## Problem description:
Make an exact copy of the lines, leaving the pictures out.

* START *

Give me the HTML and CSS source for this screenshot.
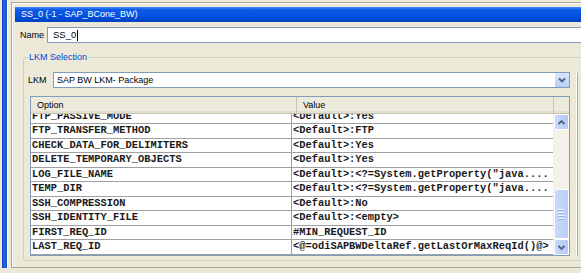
FILE: index.html
```html
<html>
<head>
	<link rel="stylesheet" href="styles.css">
</head>
<body>
	<div class="desk">
		<div class="edge"></div>
		<div class="pane">
			<div class="titlebar">SS_0 (-1 - SAP_BCone_BW)</div>
			<div class="namerow">
				<span class="lbl">Name</span>
				<div class="field">SS_0<span class="caret"></span></div>
			</div>
			<fieldset class="group">
				<legend>LKM Selection</legend>
				<div class="gwrap">
					<div class="gcol">
						<div class="lkmrow">
							<span class="lkmlbl">LKM</span>
							<div class="combo">
								<span class="ctext">SAP BW LKM- Package</span>
								<span class="drop">
									<svg width="14" height="14" viewBox="0 0 14 14"><polyline points="4,5.5 7,8.5 10,5.5" fill="none" stroke="#4d6185" stroke-width="1.8"/></svg>
								</span>
							</div>
						</div>
						<div class="grid">
							<div class="ghead">
								<div class="hopt">Option</div>
								<div class="hval">Value</div>
								<div class="hfill"></div>
							</div>
							<div class="gbody">
								<div class="rowsclip">
									<div class="rows">
										<div class="row"><div class="opt">FTP_PASSIVE_MODE</div><div class="val">&lt;Default&gt;:Yes</div></div>
										<div class="row"><div class="opt">FTP_TRANSFER_METHOD</div><div class="val">&lt;Default&gt;:FTP</div></div>
										<div class="row"><div class="opt">CHECK_DATA_FOR_DELIMITERS</div><div class="val">&lt;Default&gt;:Yes</div></div>
										<div class="row"><div class="opt">DELETE_TEMPORARY_OBJECTS</div><div class="val">&lt;Default&gt;:Yes</div></div>
										<div class="row"><div class="opt">LOG_FILE_NAME</div><div class="val">&lt;Default&gt;:&lt;?=System.getProperty("java....</div></div>
										<div class="row"><div class="opt">TEMP_DIR</div><div class="val">&lt;Default&gt;:&lt;?=System.getProperty("java....</div></div>
										<div class="row"><div class="opt">SSH_COMPRESSION</div><div class="val">&lt;Default&gt;:No</div></div>
										<div class="row"><div class="opt">SSH_IDENTITY_FILE</div><div class="val">&lt;Default&gt;:&lt;empty&gt;</div></div>
										<div class="row"><div class="opt">FIRST_REQ_ID</div><div class="val">#MIN_REQUEST_ID</div></div>
										<div class="row"><div class="opt">LAST_REQ_ID</div><div class="val">&lt;@=odiSAPBWDeltaRef.getLastOrMaxReqId()@&gt;</div></div>
									</div>
								</div>
								<div class="sbar">
									<div class="sbtn">
										<svg width="13" height="13" viewBox="0 0 13 13"><polyline points="3.5,8 6.5,5 9.5,8" fill="none" stroke="#4d6185" stroke-width="1.8"/></svg>
									</div>
									<div class="track"></div>
									<div class="thumb">
										<div class="grip"></div>
										<div class="grip"></div>
										<div class="grip"></div>
										<div class="grip"></div>
									</div>
									<div class="sbtn">
										<svg width="13" height="13" viewBox="0 0 13 13"><polyline points="3.5,5 6.5,8 9.5,5" fill="none" stroke="#4d6185" stroke-width="1.8"/></svg>
									</div>
								</div>
							</div>
						</div>
					</div>
					<div class="rail"></div>
				</div>
			</fieldset>
		</div>
	</div>
</body>
</html>
```

FILE: styles.css
```css
body{margin:0; background-color:#ECE9D8; width:581px; height:273px; overflow:hidden; font-family:"Liberation Sans", Arial, sans-serif; font-size:9px; color:#000;}
.desk{display:flex; height:268px;}
.edge{width:5px; margin-left:2px; background:linear-gradient(90deg,#0f3fc4,#2a62e0 50%,#1a4fd0); border-right:1px solid #fff;}
.pane{flex:1; margin-left:3px; margin-top:2px; border-top:1px solid #ACA899; border-left:1px solid #ACA899; border-bottom:1px solid #ACA899; box-shadow:inset 1px 1px 0 #fff; padding:4px 0 0 3px; display:flex; flex-direction:column; min-width:0;}
.titlebar{height:15px; line-height:15px; padding-left:6px; color:#fff; background:linear-gradient(#4a8ff5 0,#0c5ae6 18%,#0452e2 60%,#0140c2 100%);}
.namerow{display:flex; align-items:center; margin-top:5px;}
.lbl{width:32px; padding-left:5px; box-sizing:border-box;}
.field{flex:1; height:16px; box-sizing:border-box; border:1px solid #7F9DB9; background:#fff; margin-right:-4px; padding-left:5px; line-height:14px; font-size:9.5px; display:flex; align-items:center;}
.caret{display:inline-block; width:1px; height:11px; background:#000; margin-left:1px;}
.group{margin:9px -6px 0 8px; border:1px solid #D0D0BF; border-radius:3px; padding:9px 0 4px 4px; min-width:0;}
.group legend{color:#0046D5; padding:0 1px; line-height:11px; margin-left:0;}
.gwrap{display:flex;}
.gcol{width:542px;}
.rail{margin-left:7px; margin-top:1px; border-left:1px solid #ACA899; box-shadow:-1px 0 0 #fff;}
.lkmrow{display:flex; align-items:center;}
.lkmlbl{width:25px;}
.combo{flex:1; height:16px; box-sizing:border-box; border:1px solid #7F9DB9; background:#fff; display:flex; align-items:center; justify-content:space-between;}
.ctext{padding-left:3px;}
.drop{width:14px; height:14px; background:linear-gradient(#dbe6fd,#b9cdf8); border-left:1px solid #fff; display:flex;}
.grid{margin:8px 0 0 2px; border:1px solid #7F9DB9; background:#fff;}
.ghead{display:flex; height:16px; background:#EBEADB; border-bottom:1px solid #C5C2B2; box-shadow:inset 0 -2px 0 #E2DFCF;}
.hopt{width:259px; padding-left:6px; line-height:16px; border-right:1px solid #C7C5B2;}
.hval{flex:1; padding-left:6px; line-height:16px; border-right:1px solid #C7C5B2;}
.hfill{width:15px;}
.gbody{display:flex; height:141px;}
.rowsclip{flex:1; overflow:hidden;}
.rows{margin-top:-4.5px;}
.row{display:flex; height:14.5px; box-sizing:border-box; border-bottom:1px solid #A0A0A0; font-family:"Liberation Mono", "Courier New", monospace; font-size:10.4px; font-weight:bold; line-height:13.5px; color:#1a1a1a;}
.opt{width:261px; padding-left:1px; border-right:1px solid #A0A0A0; box-sizing:border-box; white-space:nowrap; overflow:hidden;}
.val{flex:1; padding-left:1px; white-space:nowrap; overflow:hidden;}
.sbar{width:15px; display:flex; flex-direction:column; background:#F3F1EA; border-left:1px solid #EEEDE5;}
.sbtn{height:14px; display:flex; align-items:center; justify-content:center; background:linear-gradient(90deg,#c8d8fb,#b4c9f6); border:1px solid #fff; border-radius:2px;}
.track{flex:1;}
.thumb{height:48px; background:linear-gradient(90deg,#cbdafc,#b8cdf9); border:1px solid #fff; border-radius:2px; display:flex; flex-direction:column; align-items:center; justify-content:center; gap:1px;}
.grip{width:7px; height:1px; background:#eef3fe; border-bottom:1px solid #9db5ec;}
```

* END *

## Written reply:
Give me the HTML and CSS source for this screenshot.
FILE: index.html
```html
<html>
<head>
	<link rel="stylesheet" href="styles.css">
</head>
<body>
	<div class="desk">
		<div class="edge"></div>
		<div class="pane">
			<div class="titlebar">SS_0 (-1 - SAP_BCone_BW)</div>
			<div class="namerow">
				<span class="lbl">Name</span>
				<div class="field">SS_0<span class="caret"></span></div>
			</div>
			<fieldset class="group">
				<legend>LKM Selection</legend>
				<div class="gwrap">
					<div class="gcol">
						<div class="lkmrow">
							<span class="lkmlbl">LKM</span>
							<div class="combo">
								<span class="ctext">SAP BW LKM- Package</span>
								<span class="drop">
									<svg width="14" height="14" viewBox="0 0 14 14"><polyline points="4,5.5 7,8.5 10,5.5" fill="none" stroke="#4d6185" stroke-width="1.8"/></svg>
								</span>
							</div>
						</div>
						<div class="grid">
							<div class="ghead">
								<div class="hopt">Option</div>
								<div class="hval">Value</div>
								<div class="hfill"></div>
							</div>
							<div class="gbody">
								<div class="rowsclip">
									<div class="rows">
										<div class="row"><div class="opt">FTP_PASSIVE_MODE</div><div class="val">&lt;Default&gt;:Yes</div></div>
										<div class="row"><div class="opt">FTP_TRANSFER_METHOD</div><div class="val">&lt;Default&gt;:FTP</div></div>
										<div class="row"><div class="opt">CHECK_DATA_FOR_DELIMITERS</div><div class="val">&lt;Default&gt;:Yes</div></div>
										<div class="row"><div class="opt">DELETE_TEMPORARY_OBJECTS</div><div class="val">&lt;Default&gt;:Yes</div></div>
										<div class="row"><div class="opt">LOG_FILE_NAME</div><div class="val">&lt;Default&gt;:&lt;?=System.getProperty("java....</div></div>
										<div class="row"><div class="opt">TEMP_DIR</div><div class="val">&lt;Default&gt;:&lt;?=System.getProperty("java....</div></div>
										<div class="row"><div class="opt">SSH_COMPRESSION</div><div class="val">&lt;Default&gt;:No</div></div>
										<div class="row"><div class="opt">SSH_IDENTITY_FILE</div><div class="val">&lt;Default&gt;:&lt;empty&gt;</div></div>
										<div class="row"><div class="opt">FIRST_REQ_ID</div><div class="val">#MIN_REQUEST_ID</div></div>
										<div class="row"><div class="opt">LAST_REQ_ID</div><div class="val">&lt;@=odiSAPBWDeltaRef.getLastOrMaxReqId()@&gt;</div></div>
									</div>
								</div>
								<div class="sbar">
									<div class="sbtn">
										<svg width="13" height="13" viewBox="0 0 13 13"><polyline points="3.5,8 6.5,5 9.5,8" fill="none" stroke="#4d6185" stroke-width="1.8"/></svg>
									</div>
									<div class="track"></div>
									<div class="thumb">
										<div class="grip"></div>
										<div class="grip"></div>
										<div class="grip"></div>
										<div class="grip"></div>
									</div>
									<div class="sbtn">
										<svg width="13" height="13" viewBox="0 0 13 13"><polyline points="3.5,5 6.5,8 9.5,5" fill="none" stroke="#4d6185" stroke-width="1.8"/></svg>
									</div>
								</div>
							</div>
						</div>
					</div>
					<div class="rail"></div>
				</div>
			</fieldset>
		</div>
	</div>
</body>
</html>
```

FILE: styles.css
```css
body{margin:0; background-color:#ECE9D8; width:581px; height:273px; overflow:hidden; font-family:"Liberation Sans", Arial, sans-serif; font-size:9px; color:#000;}
.desk{display:flex; height:268px;}
.edge{width:5px; margin-left:2px; background:linear-gradient(90deg,#0f3fc4,#2a62e0 50%,#1a4fd0); border-right:1px solid #fff;}
.pane{flex:1; margin-left:3px; margin-top:2px; border-top:1px solid #ACA899; border-left:1px solid #ACA899; border-bottom:1px solid #ACA899; box-shadow:inset 1px 1px 0 #fff; padding:4px 0 0 3px; display:flex; flex-direction:column; min-width:0;}
.titlebar{height:15px; line-height:15px; padding-left:6px; color:#fff; background:linear-gradient(#4a8ff5 0,#0c5ae6 18%,#0452e2 60%,#0140c2 100%);}
.namerow{display:flex; align-items:center; margin-top:5px;}
.lbl{width:32px; padding-left:5px; box-sizing:border-box;}
.field{flex:1; height:16px; box-sizing:border-box; border:1px solid #7F9DB9; background:#fff; margin-right:-4px; padding-left:5px; line-height:14px; font-size:9.5px; display:flex; align-items:center;}
.caret{display:inline-block; width:1px; height:11px; background:#000; margin-left:1px;}
.group{margin:9px -6px 0 8px; border:1px solid #D0D0BF; border-radius:3px; padding:9px 0 4px 4px; min-width:0;}
.group legend{color:#0046D5; padding:0 1px; line-height:11px; margin-left:0;}
.gwrap{display:flex;}
.gcol{width:542px;}
.rail{margin-left:7px; margin-top:1px; border-left:1px solid #ACA899; box-shadow:-1px 0 0 #fff;}
.lkmrow{display:flex; align-items:center;}
.lkmlbl{width:25px;}
.combo{flex:1; height:16px; box-sizing:border-box; border:1px solid #7F9DB9; background:#fff; display:flex; align-items:center; justify-content:space-between;}
.ctext{padding-left:3px;}
.drop{width:14px; height:14px; background:linear-gradient(#dbe6fd,#b9cdf8); border-left:1px solid #fff; display:flex;}
.grid{margin:8px 0 0 2px; border:1px solid #7F9DB9; background:#fff;}
.ghead{display:flex; height:16px; background:#EBEADB; border-bottom:1px solid #C5C2B2; box-shadow:inset 0 -2px 0 #E2DFCF;}
.hopt{width:259px; padding-left:6px; line-height:16px; border-right:1px solid #C7C5B2;}
.hval{flex:1; padding-left:6px; line-height:16px; border-right:1px solid #C7C5B2;}
.hfill{width:15px;}
.gbody{display:flex; height:141px;}
.rowsclip{flex:1; overflow:hidden;}
.rows{margin-top:-4.5px;}
.row{display:flex; height:14.5px; box-sizing:border-box; border-bottom:1px solid #A0A0A0; font-family:"Liberation Mono", "Courier New", monospace; font-size:10.4px; font-weight:bold; line-height:13.5px; color:#1a1a1a;}
.opt{width:261px; padding-left:1px; border-right:1px solid #A0A0A0; box-sizing:border-box; white-space:nowrap; overflow:hidden;}
.val{flex:1; padding-left:1px; white-space:nowrap; overflow:hidden;}
.sbar{width:15px; display:flex; flex-direction:column; background:#F3F1EA; border-left:1px solid #EEEDE5;}
.sbtn{height:14px; display:flex; align-items:center; justify-content:center; background:linear-gradient(90deg,#c8d8fb,#b4c9f6); border:1px solid #fff; border-radius:2px;}
.track{flex:1;}
.thumb{height:48px; background:linear-gradient(90deg,#cbdafc,#b8cdf9); border:1px solid #fff; border-radius:2px; display:flex; flex-direction:column; align-items:center; justify-content:center; gap:1px;}
.grip{width:7px; height:1px; background:#eef3fe; border-bottom:1px solid #9db5ec;}
```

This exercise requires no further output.